Redhouse, Sir James (1884), A Simplified Grammar Of The Ottoman-Turkish Language, London: Trubner.

Hagopian, V. H. (1907), Ottoman-Turkish Conservation-Grammar: A Practical Method of Learning the Ottoman-Turkish Language, (Dil Bilimi Bibliyografyası, 2009).

Merzifon Anadolu Koleji hocalarından olan Hagopian’ın kitabı İngiltere, Almanya, Amerika gibi ülkelerde basılmış ve çok rağbet görmüştür. Hâlen bu kitabın yeni baskıları da yapılmaktadır.

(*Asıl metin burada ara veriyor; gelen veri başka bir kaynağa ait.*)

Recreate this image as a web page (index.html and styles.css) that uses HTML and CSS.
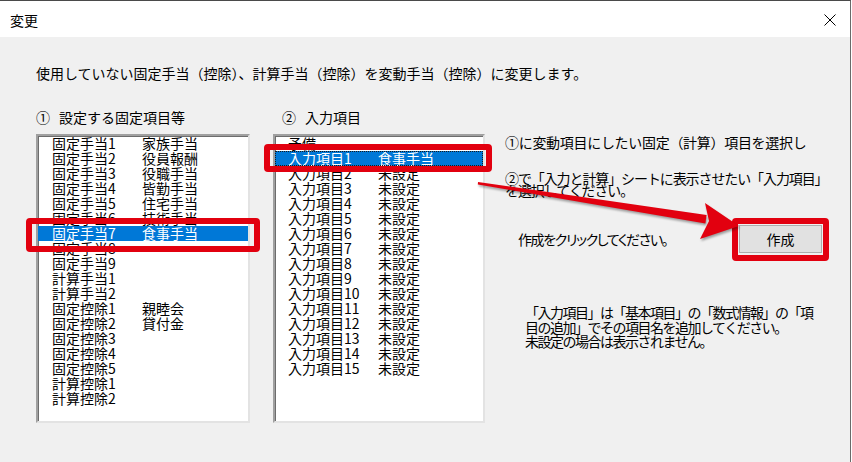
FILE: index.html
```html
<!DOCTYPE html>
<html lang="ja">
<head>
<meta charset="utf-8">
<title>変更</title>
<link rel="stylesheet" href="styles.css">
</head>
<body>
<div class="window">
  <div class="titlebar">
    <span class="title">変更</span>
    <svg class="close" width="12" height="12" viewBox="0 0 12 12"><path d="M0.5 0.5 L11.5 11.5 M11.5 0.5 L0.5 11.5" stroke="#000" stroke-width="1" fill="none"/></svg>
  </div>
  <div class="content">
    <p class="intro">使用していない固定手当（控除）、計算手当（控除）を変動手当（控除）に変更します。</p>
    <div class="main">
      <div class="col col-left">
        <div class="head"><span class="num">①</span>設定する固定項目等</div>
        <div class="listbox list-left">
          <div class="row"><span>固定手当1</span><span>家族手当</span></div>
          <div class="row"><span>固定手当2</span><span>役員報酬</span></div>
          <div class="row"><span>固定手当3</span><span>役職手当</span></div>
          <div class="row"><span>固定手当4</span><span>皆勤手当</span></div>
          <div class="row"><span>固定手当5</span><span>住宅手当</span></div>
          <div class="row"><span>固定手当6</span><span>技術手当</span></div>
          <div class="row sel"><span>固定手当7</span><span>食事手当</span></div>
          <div class="row"><span>固定手当8</span><span></span></div>
          <div class="row"><span>固定手当9</span><span></span></div>
          <div class="row"><span>計算手当1</span><span></span></div>
          <div class="row"><span>計算手当2</span><span></span></div>
          <div class="row"><span>固定控除1</span><span>親睦会</span></div>
          <div class="row"><span>固定控除2</span><span>貸付金</span></div>
          <div class="row"><span>固定控除3</span><span></span></div>
          <div class="row"><span>固定控除4</span><span></span></div>
          <div class="row"><span>固定控除5</span><span></span></div>
          <div class="row"><span>計算控除1</span><span></span></div>
          <div class="row"><span>計算控除2</span><span></span></div>
        </div>
      </div>
      <div class="col col-mid">
        <div class="head head-mid"><span class="num">②</span>入力項目</div>
        <div class="listbox list-mid">
          <div class="row"><span>予備</span><span></span></div>
          <div class="row sel focus"><span>入力項目1</span><span>食事手当</span></div>
          <div class="row"><span>入力項目2</span><span>未設定</span></div>
          <div class="row"><span>入力項目3</span><span>未設定</span></div>
          <div class="row"><span>入力項目4</span><span>未設定</span></div>
          <div class="row"><span>入力項目5</span><span>未設定</span></div>
          <div class="row"><span>入力項目6</span><span>未設定</span></div>
          <div class="row"><span>入力項目7</span><span>未設定</span></div>
          <div class="row"><span>入力項目8</span><span>未設定</span></div>
          <div class="row"><span>入力項目9</span><span>未設定</span></div>
          <div class="row"><span>入力項目10</span><span>未設定</span></div>
          <div class="row"><span>入力項目11</span><span>未設定</span></div>
          <div class="row"><span>入力項目12</span><span>未設定</span></div>
          <div class="row"><span>入力項目13</span><span>未設定</span></div>
          <div class="row"><span>入力項目14</span><span>未設定</span></div>
          <div class="row"><span>入力項目15</span><span>未設定</span></div>
        </div>
      </div>
      <div class="col col-right">
        <p class="note1">①に変動項目にしたい固定（計算）項目を選択し</p>
        <p class="note2">②で「入力と計算」シートに表示させたい「入力項目」<br>を選択してください。</p>
        <div class="action">
          <span class="action-text">作成をクリックしてください。</span>
          <button class="btn">作成</button>
        </div>
        <p class="note3">「入力項目」は「基本項目」の「数式情報」の「項<br>目の追加」でその項目名を追加してください。<br>未設定の場合は表示されません。</p>
      </div>
    </div>
  </div>

  <div class="mark mark-left"></div>
  <div class="mark mark-mid"></div>
  <div class="mark mark-btn"></div>
  <svg class="arrow" width="852" height="462" viewBox="0 0 852 462">
    <polygon points="478,182 477.8,184.5 705.4,223.5 706.6,215" fill="#e2000f"/>
    <polygon points="739,226 705,203 709,221 700,239" fill="#e2000f"/>
  </svg>
</div>
</body>
</html>
```

FILE: styles.css
```css
html, body {
  margin: 0;
  padding: 0;
  background: #ffffff;
}

.window {
  position: relative;
  width: 850px;
  height: 461px;
  border-top: 1px solid #4a4a4a;
  border-right: 1px solid #6a6a6a;
  background: #f0f0f0;
  font-family: "Noto Sans CJK JP", "Noto Sans", sans-serif;
  color: #000;
  overflow: hidden;
}

.titlebar {
  height: 36px;
  background: #ffffff;
  display: flex;
  align-items: center;
  justify-content: space-between;
  padding: 0 14px 0 10px;
}

.title {
  font-size: 14px;
  line-height: 16px;
  margin-top: 2px;
}

.close {
  display: block;
  margin-top: 2px;
}

.content {
  padding: 26px 0 0 36px;
}

.intro {
  margin: 0;
  font-size: 14px;
  line-height: 20px;
  height: 20px;
  white-space: nowrap;
}

.main {
  display: flex;
  margin-top: 26px;
}

.col {
  display: flex;
  flex-direction: column;
}

.col-mid {
  margin-left: 23px;
}

.col-right {
  margin-left: 20px;
  width: 317px;
}

.head {
  font-size: 14px;
  line-height: 16px;
  height: 16px;
  white-space: nowrap;
}

.num {
  margin-right: 9px;
}

.head-mid {
  margin-left: 9px;
}

.listbox {
  margin-top: 9px;
  box-sizing: border-box;
  height: 289px;
  background: #ffffff;
  border: 2px solid;
  border-color: #a0a0a0 #e3e3e3 #e3e3e3 #a0a0a0;
  box-shadow: inset 1px 1px 0 #6d6d6d;
  font-size: 14px;
  line-height: 15px;
  overflow: hidden;
}

.list-left {
  width: 214px;
}

.list-mid {
  width: 212px;
}

.row {
  display: grid;
  grid-template-columns: 90px auto;
  height: 15px;
  padding-left: 14px;
  white-space: nowrap;
}

.list-mid .row {
  padding-left: 13px;
}

.row.sel {
  background: #0078d7;
  color: #ffffff;
}

.row.focus {
  outline: 1px dotted #1a1a1a;
  outline-offset: -1px;
}

.col-right p {
  margin: 0;
  font-size: 14px;
  white-space: nowrap;
}

.note1 {
  margin-top: 25px !important;
  line-height: 16px;
  letter-spacing: -0.3px;
}

.note2 {
  margin-top: 22px !important;
  line-height: 12px;
  letter-spacing: -1.1px;
}

.action {
  display: flex;
  align-items: center;
  margin-top: 29px;
  height: 28px;
}

.action-text {
  font-size: 14px;
  line-height: 16px;
  margin-left: 13px;
  white-space: nowrap;
  font-feature-settings: "palt";
  letter-spacing: -1.4px;
}

.btn {
  margin-left: auto;
  width: 83px;
  height: 28px;
  background: #e1e1e1;
  border: 1px solid #adadad;
  font-family: "Noto Sans CJK JP", sans-serif;
  font-size: 14px;
  padding: 0;
  color: #000;
}

.note3 {
  margin-top: 52px !important;
  margin-left: 20px !important;
  line-height: 14.5px;
  letter-spacing: -1.5px;
}

.mark {
  position: absolute;
  box-sizing: border-box;
  border: 6px solid #e2000f;
  border-radius: 4px;
}

.mark-left {
  left: 26px;
  top: 217px;
  width: 234px;
  height: 34px;
}

.mark-mid {
  left: 264px;
  top: 143px;
  width: 228px;
  height: 28px;
}

.mark-btn {
  left: 732px;
  top: 217px;
  width: 97px;
  height: 43px;
}

.arrow {
  position: absolute;
  left: 0;
  top: -1px;
  pointer-events: none;
  filter: drop-shadow(1px 2px 1px rgba(0, 0, 0, 0.35));
}
```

Manisaciyan, J. J. (1893), Lehrbuch der Modernen Osmanischen Sprache, Mürşid-i Lisân-ı Osmanî, Berlin. (Cündioğlu, 2001).

Ayrıca yine uzun yıllar boyunca Türkiye’de yaşamış olan Redhouse’un 1856- 57 yıllarında yayımladığı, -şimdi bile- Türkçenin en büyük sözlüklerinden sayılan “A Lexicon Turkish And English”i zikretmekte fayda vardır (Redhouse, 1992). Adı geçen sözlük, oldukça geniş hacimli Türkçe-İngilizce bir sözlüktür. Osmanlı Türkçesinde kullanılan kelimeleri, Arapça, Farsça ve Türkçe olduklarına bakmaksızın kelimelerin nasıl telaffuz edileceğini de açıklayarak almıştır.